But How Would Roads Get Built?
By Eric Peters
Why is it that some people – most people, unfortunately – short-circuit when the idea of roads built by other-than-coercive methods comes up?
McDonald’s doesn’t need to force people to buy Quarter Pounders. Those who want them, buy them. Those who don’t – don’t.
My gym has a membership fee. If you want to use the facilities, you pay the fee. People not interested in using the facilities aren’t forced to buy memberships they don’t want or use.
This is considered reasonable. In fact, most people don’t give it a thought.
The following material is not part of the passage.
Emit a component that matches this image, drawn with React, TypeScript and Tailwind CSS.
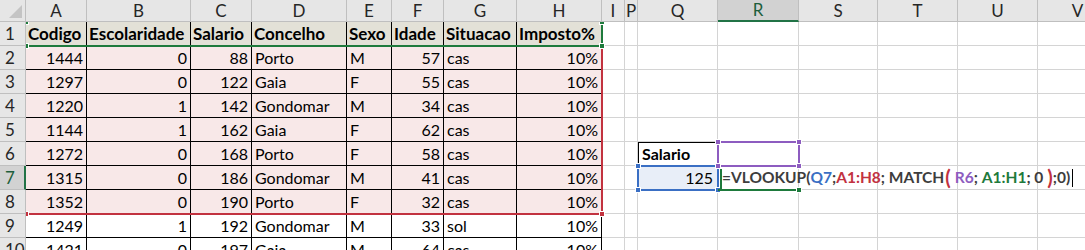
import React from 'react';

// column letters and pixel widths as laid out in the sheet
const cols = [
  { key: 'A', w: 61 },
  { key: 'B', w: 104 },
  { key: 'C', w: 61 },
  { key: 'D', w: 95 },
  { key: 'E', w: 45 },
  { key: 'F', w: 52 },
  { key: 'G', w: 73 },
  { key: 'H', w: 85 },
  { key: 'I', w: 23 },
  { key: 'P', w: 13 },
  { key: 'Q', w: 80 },
  { key: 'R', w: 81 },
  { key: 'S', w: 79 },
  { key: 'T', w: 80 },
  { key: 'U', w: 80 },
  { key: 'V', w: 80 },
];

const header = ['Codigo', 'Escolaridade', 'Salario', 'Concelho', 'Sexo', 'Idade', 'Situacao', 'Imposto%'];

const rows: (string | number)[][] = [
  [1444, 0, 88, 'Porto', 'M', 57, 'cas', '10%'],
  [1297, 0, 122, 'Gaia', 'F', 55, 'cas', '10%'],
  [1220, 1, 142, 'Gondomar', 'M', 34, 'cas', '10%'],
  [1144, 1, 162, 'Gaia', 'F', 62, 'cas', '10%'],
  [1272, 0, 168, 'Porto', 'F', 58, 'cas', '10%'],
  [1315, 0, 186, 'Gondomar', 'M', 41, 'cas', '10%'],
  [1352, 0, 190, 'Porto', 'F', 32, 'cas', '10%'],
  [1249, 1, 192, 'Gondomar', 'M', 33, 'sol', '10%'],
  [1421, 0, 197, 'Gaia', 'M', 64, 'cas', '10%'],
];

const rightAligned = [true, true, true, false, false, true, false, true];

const colX = (i: number) => 26 + cols.slice(0, i).reduce((s, c) => s + c.w, 0);
const rowY = (r: number) => 22 + (r - 1) * 24;

// coloured outline Excel draws around a range used in the formula being edited
function RangeBox({ x0, y0, x1, y1, color, corners }: { x0: number; y0: number; x1: number; y1: number; color: string; corners: [number, number][] }) {
  const left = x0 === 26 ? -2 : x0 - 27;
  const top = y0 === 22 ? -2 : y0 - 23;
  return (
    <>
      <div
        className="absolute border-2"
        style={{ left, top, width: x1 - 26 + 1 - left, height: y1 - 22 + 1 - top, borderColor: color }}
      />
      {corners.map(([x, y], i) => (
        <div
          key={i}
          className="absolute w-[6px] h-[6px] border border-white"
          style={{ left: x - 26 - 3, top: y - 22 - 3, backgroundColor: color }}
        />
      ))}
    </>
  );
}

export default function App() {
  return (
    <div className="w-[1085px] h-[250px] overflow-hidden bg-white text-black" style={{ fontFamily: 'Lato, "Liberation Sans", sans-serif' }}>
      <div className="relative">
        {/* column headers */}
        <div className="flex h-[22px]">
          <div className="relative w-[26px] shrink-0 bg-[#e6e6e6] border-r border-b border-[#bfbfbf]">
            <div className="absolute right-[3px] bottom-[3px] w-0 h-0 border-l-[13px] border-l-transparent border-b-[13px] border-b-[#c4c4c4]" />
          </div>
          {cols.map((c) => (
            <div
              key={c.key}
              className={
                c.key === 'R'
                  ? 'shrink-0 flex items-center justify-center bg-[#d2d2d2] border-r border-[#bfbfbf] border-b-2 border-b-[#217346] text-[#1d5e3b] text-[17px]'
                  : 'shrink-0 flex items-center justify-center bg-[#e6e6e6] border-r border-b border-[#bfbfbf] text-[#262626] text-[17px]'
              }
              style={{ width: c.w }}
            >
              {c.key}
            </div>
          ))}
        </div>

        {/* sheet body */}
        {Array.from({ length: 10 }, (_, ri) => {
          const r = ri + 1;
          const data = r === 1 ? header : rows[ri - 1];
          return (
            <div key={r} className="flex h-[24px]">
              <div
                className={
                  r === 7
                    ? 'w-[26px] shrink-0 flex items-center pl-[5px] bg-[#d2d2d2] border-r-2 border-r-[#217346] border-b border-[#bfbfbf] text-[#1d5e3b] text-[17px]'
                    : 'w-[26px] shrink-0 flex items-center pl-[5px] bg-[#e6e6e6] border-r border-b border-[#bfbfbf] text-[#262626] text-[17px]'
                }
              >
                {r}
              </div>
              {cols.map((c, ci) => {
                if (ci < 8) {
                  const v = data[ci];
                  const bg = r === 1 ? 'bg-[#e3e1d7]' : r <= 8 ? 'bg-[#f8e8e8]' : 'bg-white';
                  const align =
                    r === 1
                      ? 'justify-start pl-[2px] font-bold text-[17px]'
                      : rightAligned[ci]
                        ? 'justify-end pr-[3px] text-[16px]'
                        : 'justify-start pl-[3px] text-[16px]';
                  return (
                    <div
                      key={c.key}
                      className={`shrink-0 flex items-center whitespace-nowrap overflow-hidden border-r border-b border-black ${bg} ${align}`}
                      style={{ width: c.w }}
                    >
                      {v}
                    </div>
                  );
                }
                let extra = '';
                let content: React.ReactNode = null;
                if (c.key === 'Q' && r === 6) {
                  extra = 'border-t border-l border-t-black border-l-black font-bold justify-start pl-[3px]';
                  content = 'Salario';
                }
                if (c.key === 'Q' && r === 7) {
                  extra = 'bg-[#e8eef8] justify-end pr-[4px]';
                  content = 125;
                }
                if (c.key === 'R' && r === 7) {
                  extra = 'overflow-visible relative z-10 font-bold';
                  content = (
                    <span className="absolute left-[4px] top-0 h-full flex items-center whitespace-nowrap text-[15.5px] text-[#3d3d3d]">
                      =VLOOKUP(<span className="text-[#3a6fc4]">Q7</span>;<span className="text-[#c2323f]">A1:H8</span>; MATCH
                      <span className="text-[#c2323f] text-[20px] leading-none -mt-[2px] ml-[1px]">(</span>
                      <span className="text-[#8d5cc0] ml-[4px]">R6</span>;&nbsp;<span className="text-[#1e7a3c]">A1:H1</span>; 0
                      <span className="text-[#c2323f] text-[20px] leading-none -mt-[2px] ml-[4px]">)</span>;0)
                      <span className="ml-[2px] inline-block w-px h-[18px] bg-black" />
                    </span>
                  );
                }
                return (
                  <div
                    key={c.key}
                    className={`shrink-0 flex items-center text-[16px] border-r border-b border-[#d4d4d4] ${extra}`}
                    style={{ width: c.w }}
                  >
                    {content}
                  </div>
                );
              })}
            </div>
          );
        })}

        {/* range outlines drawn over the grid */}
        <div className="absolute left-[26px] top-[22px] right-0 bottom-0 overflow-hidden pointer-events-none z-20">
          <RangeBox x0={colX(0)} y0={rowY(1)} x1={colX(8)} y1={rowY(9)} color="#c2323f" corners={[[colX(0), rowY(9)], [colX(8), rowY(9)]]} />
          <RangeBox x0={colX(0)} y0={rowY(1)} x1={colX(8)} y1={rowY(2)} color="#1e7a3c" corners={[[colX(0), rowY(1)], [colX(8), rowY(1)], [colX(0), rowY(2)], [colX(8), rowY(2)]]} />
          <RangeBox x0={colX(10)} y0={rowY(7)} x1={colX(11)} y1={rowY(8)} color="#3a6fc4" corners={[[colX(10), rowY(7)], [colX(11), rowY(7)], [colX(10), rowY(8)], [colX(11), rowY(8)]]} />
          <RangeBox x0={colX(11)} y0={rowY(6)} x1={colX(12)} y1={rowY(7)} color="#8d5cc0" corners={[[colX(11), rowY(6)], [colX(12), rowY(6)], [colX(11), rowY(7)], [colX(12), rowY(7)]]} />
          {/* active cell edge */}
          <div className="absolute h-[2px] bg-[#1e7a3c]" style={{ left: colX(11) - 26, top: rowY(8) - 23, width: colX(12) - colX(11) }} />
          <div className="absolute w-[6px] h-[6px] bg-[#1e7a3c] border border-white" style={{ left: colX(12) - 29, top: rowY(8) - 25 }} />
          <div className="absolute w-[2px] bg-[#1e7a3c]" style={{ left: colX(11) - 26 + 2, top: rowY(7) - 22 + 3, height: 20 }} />
        </div>
      </div>
    </div>
  );
}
It’s as automatically natural as taking a breath.
How come they can’t extrapolate that idea – people freely choosing what they want (and don’t want) and being free to make those choices without coercion – to roads?
Authoritarian statists (redundant, I realize) can be counted on to unpack the “roads” straw man argument in defense of their system of collective coercion. That – absent government and its taxes-at-gunpoint (and much else besides, such as eminent domain at gunpoint) we’d all be stuck in the 19th century, unable to get from A to B. Or at least, unable to get from A to B as efficiently as we do on roads built at gunpoint.
They might be right (bear with me a moment). Let’s assume that they are right. It still doesn’t make it right to do violence to people. Their argument is a utilitarian argument. The same sort of argument used by Stalin to justify his collective farms. So much more food could be produced (for the state) that way, he claimed.
And it was true.
Of course, millions of small land-holding peasant farmers (the Kulaks) lost everything for the sake of Stalin’s “plans.” So it is with all such plans. There are winners – and losers. Just as there is a winner – and a loser – in a confrontation between a street mugger and his unarmed victim. The mugger is “better off.” But the fact remains he violated his victim’s rights to get that $20.
It is the same with regard to government roads. No matter how sparkly the asphalt glistens, nor how gracefully laid out the road, if it was done by doing violence then it was not done right.
I live near the Blue Ridge Parkway. It’s a gorgeous road cut through the mountains that runs from the Shenandoah through the Blue Ridge in Virginia all the way down to North Carolina. It was built on the destroyed lives of American kulaks – rural Southern mountain folks. To make way for the road, America’s Mussolini – Franklin Delano Roosevelt – had federal troops forcibly remove these rustics from what they thought was their land. Whole communities were excised. You can still view the sad remains of what were once people’s homes . . . or so they believed until the fed’s shock army advised them otherwise.
Does the scenic beauty – the usefulness – of the Parkway wash away the horror visited upon those poor people? Of course it does not. We – most of us – simply blank it out. We enjoy the road. Just as we enjoy the land seized from the Indians and revere the likes of Andrew Jackson – an earlier tyrant who force-marched another group of kulaks off the land they once imagined (silly Indians!) to be theirs.
But, could roads exist without wholesale evacuations and gross violations of property rights – all of it backed up by bayonets and bullets?
Surely.
We know they could – because they did (and do).